▶ [PROVIDED DATA]:
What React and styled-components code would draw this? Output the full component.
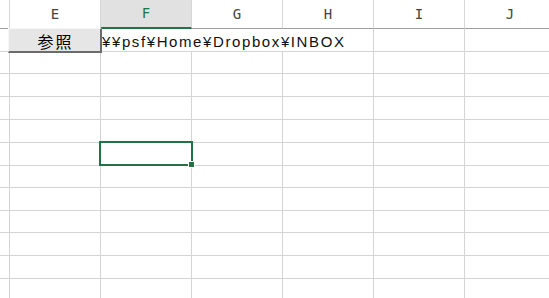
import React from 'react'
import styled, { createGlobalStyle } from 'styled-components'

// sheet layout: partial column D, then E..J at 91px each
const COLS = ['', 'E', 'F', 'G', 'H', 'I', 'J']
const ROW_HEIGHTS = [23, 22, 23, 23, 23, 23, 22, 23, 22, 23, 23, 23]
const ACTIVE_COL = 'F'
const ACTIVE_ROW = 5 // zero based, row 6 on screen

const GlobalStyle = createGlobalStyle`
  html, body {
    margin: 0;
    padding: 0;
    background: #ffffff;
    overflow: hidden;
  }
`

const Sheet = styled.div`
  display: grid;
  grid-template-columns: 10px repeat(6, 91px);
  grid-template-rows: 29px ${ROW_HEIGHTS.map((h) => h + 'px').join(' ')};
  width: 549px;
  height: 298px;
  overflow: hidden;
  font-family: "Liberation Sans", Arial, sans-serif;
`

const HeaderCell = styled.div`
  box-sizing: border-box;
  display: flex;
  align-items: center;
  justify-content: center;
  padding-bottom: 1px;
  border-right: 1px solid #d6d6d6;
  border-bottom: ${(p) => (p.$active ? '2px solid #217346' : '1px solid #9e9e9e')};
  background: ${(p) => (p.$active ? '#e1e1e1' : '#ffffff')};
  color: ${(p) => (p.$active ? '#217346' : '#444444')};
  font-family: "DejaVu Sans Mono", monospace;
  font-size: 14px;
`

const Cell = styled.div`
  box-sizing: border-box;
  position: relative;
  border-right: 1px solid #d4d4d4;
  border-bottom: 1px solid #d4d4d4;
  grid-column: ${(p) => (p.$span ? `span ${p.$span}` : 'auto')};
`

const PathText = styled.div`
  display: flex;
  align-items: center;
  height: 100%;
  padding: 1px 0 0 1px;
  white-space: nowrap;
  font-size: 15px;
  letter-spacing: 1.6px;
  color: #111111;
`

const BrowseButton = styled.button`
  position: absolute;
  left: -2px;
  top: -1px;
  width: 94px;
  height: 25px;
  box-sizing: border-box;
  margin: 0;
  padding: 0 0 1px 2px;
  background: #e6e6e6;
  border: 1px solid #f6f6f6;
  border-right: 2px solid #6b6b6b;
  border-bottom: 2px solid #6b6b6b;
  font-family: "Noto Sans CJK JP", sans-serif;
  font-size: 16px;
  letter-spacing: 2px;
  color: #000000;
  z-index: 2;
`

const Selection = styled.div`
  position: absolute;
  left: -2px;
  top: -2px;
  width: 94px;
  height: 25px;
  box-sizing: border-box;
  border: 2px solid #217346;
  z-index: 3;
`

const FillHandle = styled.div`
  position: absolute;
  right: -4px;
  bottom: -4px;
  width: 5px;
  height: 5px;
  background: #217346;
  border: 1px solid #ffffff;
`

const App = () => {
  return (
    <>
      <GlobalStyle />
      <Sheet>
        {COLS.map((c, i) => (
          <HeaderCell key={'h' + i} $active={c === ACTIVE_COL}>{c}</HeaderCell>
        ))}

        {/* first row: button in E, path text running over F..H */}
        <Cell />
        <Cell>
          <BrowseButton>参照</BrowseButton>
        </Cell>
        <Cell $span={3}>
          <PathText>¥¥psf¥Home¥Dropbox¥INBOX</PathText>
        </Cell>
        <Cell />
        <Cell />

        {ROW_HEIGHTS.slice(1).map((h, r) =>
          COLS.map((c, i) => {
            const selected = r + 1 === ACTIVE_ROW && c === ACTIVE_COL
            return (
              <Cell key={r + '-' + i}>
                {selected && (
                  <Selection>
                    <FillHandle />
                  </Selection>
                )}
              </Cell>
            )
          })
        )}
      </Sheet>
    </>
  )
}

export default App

▶ [SET TASK]:
Repeat the material exactly as it reads, without any of its pictures.

▶ [THE COMPLETED TASK]:
What React and styled-components code would draw this? Output the full component.
import React from 'react'
import styled, { createGlobalStyle } from 'styled-components'

// sheet layout: partial column D, then E..J at 91px each
const COLS = ['', 'E', 'F', 'G', 'H', 'I', 'J']
const ROW_HEIGHTS = [23, 22, 23, 23, 23, 23, 22, 23, 22, 23, 23, 23]
const ACTIVE_COL = 'F'
const ACTIVE_ROW = 5 // zero based, row 6 on screen

const GlobalStyle = createGlobalStyle`
  html, body {
    margin: 0;
    padding: 0;
    background: #ffffff;
    overflow: hidden;
  }
`

const Sheet = styled.div`
  display: grid;
  grid-template-columns: 10px repeat(6, 91px);
  grid-template-rows: 29px ${ROW_HEIGHTS.map((h) => h + 'px').join(' ')};
  width: 549px;
  height: 298px;
  overflow: hidden;
  font-family: "Liberation Sans", Arial, sans-serif;
`

const HeaderCell = styled.div`
  box-sizing: border-box;
  display: flex;
  align-items: center;
  justify-content: center;
  padding-bottom: 1px;
  border-right: 1px solid #d6d6d6;
  border-bottom: ${(p) => (p.$active ? '2px solid #217346' : '1px solid #9e9e9e')};
  background: ${(p) => (p.$active ? '#e1e1e1' : '#ffffff')};
  color: ${(p) => (p.$active ? '#217346' : '#444444')};
  font-family: "DejaVu Sans Mono", monospace;
  font-size: 14px;
`

const Cell = styled.div`
  box-sizing: border-box;
  position: relative;
  border-right: 1px solid #d4d4d4;
  border-bottom: 1px solid #d4d4d4;
  grid-column: ${(p) => (p.$span ? `span ${p.$span}` : 'auto')};
`

const PathText = styled.div`
  display: flex;
  align-items: center;
  height: 100%;
  padding: 1px 0 0 1px;
  white-space: nowrap;
  font-size: 15px;
  letter-spacing: 1.6px;
  color: #111111;
`

const BrowseButton = styled.button`
  position: absolute;
  left: -2px;
  top: -1px;
  width: 94px;
  height: 25px;
  box-sizing: border-box;
  margin: 0;
  padding: 0 0 1px 2px;
  background: #e6e6e6;
  border: 1px solid #f6f6f6;
  border-right: 2px solid #6b6b6b;
  border-bottom: 2px solid #6b6b6b;
  font-family: "Noto Sans CJK JP", sans-serif;
  font-size: 16px;
  letter-spacing: 2px;
  color: #000000;
  z-index: 2;
`

const Selection = styled.div`
  position: absolute;
  left: -2px;
  top: -2px;
  width: 94px;
  height: 25px;
  box-sizing: border-box;
  border: 2px solid #217346;
  z-index: 3;
`

const FillHandle = styled.div`
  position: absolute;
  right: -4px;
  bottom: -4px;
  width: 5px;
  height: 5px;
  background: #217346;
  border: 1px solid #ffffff;
`

const App = () => {
  return (
    <>
      <GlobalStyle />
      <Sheet>
        {COLS.map((c, i) => (
          <HeaderCell key={'h' + i} $active={c === ACTIVE_COL}>{c}</HeaderCell>
        ))}

        {/* first row: button in E, path text running over F..H */}
        <Cell />
        <Cell>
          <BrowseButton>参照</BrowseButton>
        </Cell>
        <Cell $span={3}>
          <PathText>¥¥psf¥Home¥Dropbox¥INBOX</PathText>
        </Cell>
        <Cell />
        <Cell />

        {ROW_HEIGHTS.slice(1).map((h, r) =>
          COLS.map((c, i) => {
            const selected = r + 1 === ACTIVE_ROW && c === ACTIVE_COL
            return (
              <Cell key={r + '-' + i}>
                {selected && (
                  <Selection>
                    <FillHandle />
                  </Selection>
                )}
              </Cell>
            )
          })
        )}
      </Sheet>
    </>
  )
}

export default App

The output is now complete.